Trust income taxed as capital gain: The most difficult category is for trust income which is not taxable as income, but instead is a capital gain. the position here is not wholly free from doubt.
Prima facie the trustees of interest in possession trusts would appear to be chargeable to capital gains tax. However, it is at least arguable that the income beneficiary is absolutely entitled to this part subject to any rights of the trustees to resort to the receipts for the payments of outgoings. This would appear to bring such part within section 60(1), Taxation of Chargeable Gains Act 1992 (bare trusts), with the result that it would be the beneficiary, to the exclusion of the trustees, who is chargeable to capital gains tax, and at his marginal rate.
If there is no person absolutely entitled to the money as against the trustees, section 60(1) cannot apply. The trustees are therefore chargeable to capital gains tax at the rate equivalent to the trust rate. However, what is the status of such trust income when it is distributed? If it constitutes 'for all purposes of the Income Tax Acts income of the person to whom [the distribution] is made' (section 687(1)(a), Taxes Act 1988), then it is deemed to be a net payment after deduction of income tax at the trust rate, which income tax is assessable on the trustees subject to its being franked by the tax pool. Herein lies the problem identified by the first of the replies to the original query, because there is no provision for capital gains tax assessed on the trustees to fall into the tax pool and the trust rate deduction from the distribution represents a further charge.

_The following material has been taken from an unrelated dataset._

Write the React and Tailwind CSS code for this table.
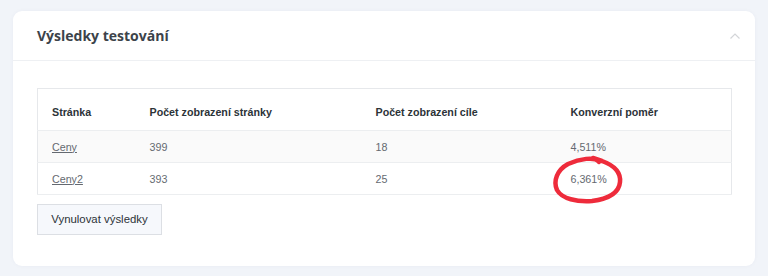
import React from 'react';

const rows = [
    { page: 'Ceny', views: 399, goals: 18, rate: '4,511%' },
    { page: 'Ceny2', views: 393, goals: 25, rate: '6,361%' },
];

// hand-drawn marker loop around a value
function MarkerCircle() {
    return (
        <svg className="absolute left-[-22px] top-[-20px] pointer-events-none" width="78" height="52" viewBox="0 0 78 52" fill="none">
            <path
                d="M50 9 C46 3 30 6 19 11 C8 17 4 28 8 37 C13 46 28 49 43 48 C58 46 70 41 71 29 C72 19 64 12 53 8 L44 5"
                stroke="#ee2b3b"
                strokeWidth="4.5"
                strokeLinecap="round"
                strokeLinejoin="round"
            />
        </svg>
    );
}

export default function App() {
    return (
        <div className="w-[768px] h-[276px] bg-[#f1f4f9] px-[13px] pt-[11px] font-['Liberation_Sans',Arial,sans-serif]">
            <div className="bg-white rounded-[9px] shadow-[0_0_4px_rgba(30,50,90,0.04)]">
                {/* Card header */}
                <div className="h-[50px] flex items-center justify-between pl-[24px] pr-[14px] border-b border-[#eef0f3]">
                    <h2 className="font-['Open_Sans',sans-serif] font-bold text-[14px] text-[#3c434a]">Výsledky testování</h2>
                    <svg width="12" height="8" viewBox="0 0 12 8" fill="none">
                        <polyline points="1.5,6.5 6,2 10.5,6.5" stroke="#d3d5d8" strokeWidth="1.2" />
                    </svg>
                </div>

                {/* Card body */}
                <div className="px-[24px] pt-[27px] pb-[31px]">
                    <table className="w-[694px] table-fixed border-collapse border border-[#e6e8eb] text-[10.7px] leading-[12px]">
                        <colgroup>
                            <col className="w-[98px]" />
                            <col className="w-[226px]" />
                            <col className="w-[195px]" />
                            <col className="w-[175px]" />
                        </colgroup>
                        <thead>
                            <tr className="border-b border-[#eceef0] text-left text-[#2c3338]">
                                <th className="font-bold pl-[14px] pt-[17px] pb-[12px]">Stránka</th>
                                <th className="font-bold pl-[14px] pt-[17px] pb-[12px]">Počet zobrazení stránky</th>
                                <th className="font-bold pl-[14px] pt-[17px] pb-[12px]">Počet zobrazení cíle</th>
                                <th className="font-bold pl-[14px] pt-[17px] pb-[12px]">Konverzní poměr</th>
                            </tr>
                        </thead>
                        <tbody className="text-[#646970]">
                            {rows.map((row, i) => (
                                <tr key={row.page} className={`border-b border-[#eceef0] h-[32px] ${i % 2 === 0 ? 'bg-[#fafafa]' : 'bg-white'}`}>
                                    <td className="pl-[14px]">
                                        <a href="#" className="underline text-[#646970]">{row.page}</a>
                                    </td>
                                    <td className="pl-[14px]">{row.views}</td>
                                    <td className="pl-[14px]">{row.goals}</td>
                                    <td className="pl-[14px]">
                                        <span className="relative inline-block">
                                            {row.rate}
                                            {i === 1 && <MarkerCircle />}
                                        </span>
                                    </td>
                                </tr>
                            ))}
                        </tbody>
                    </table>

                    <button className="mt-[9px] h-[31px] w-[125px] bg-[#f6f8fc] border border-[#dcdfe4] text-[11.4px] text-[#2c3338]">
                        Vynulovat výsledky
                    </button>
                </div>
            </div>
        </div>
    );
}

If, on the other hand, the effect of section 201, Taxation of Chargeable Gains Act 1992 (mineral leases: one half capital treatment) is to convert income to capital for tax purposes, then does this treatment flow through to the subsequent distribution? This would seem not to be the case since the source of the payment to the beneficiary is the trustees exercise of discretion and not the original source as such and the aforesaid section appears to apply only to the person entitled to receive the royalties.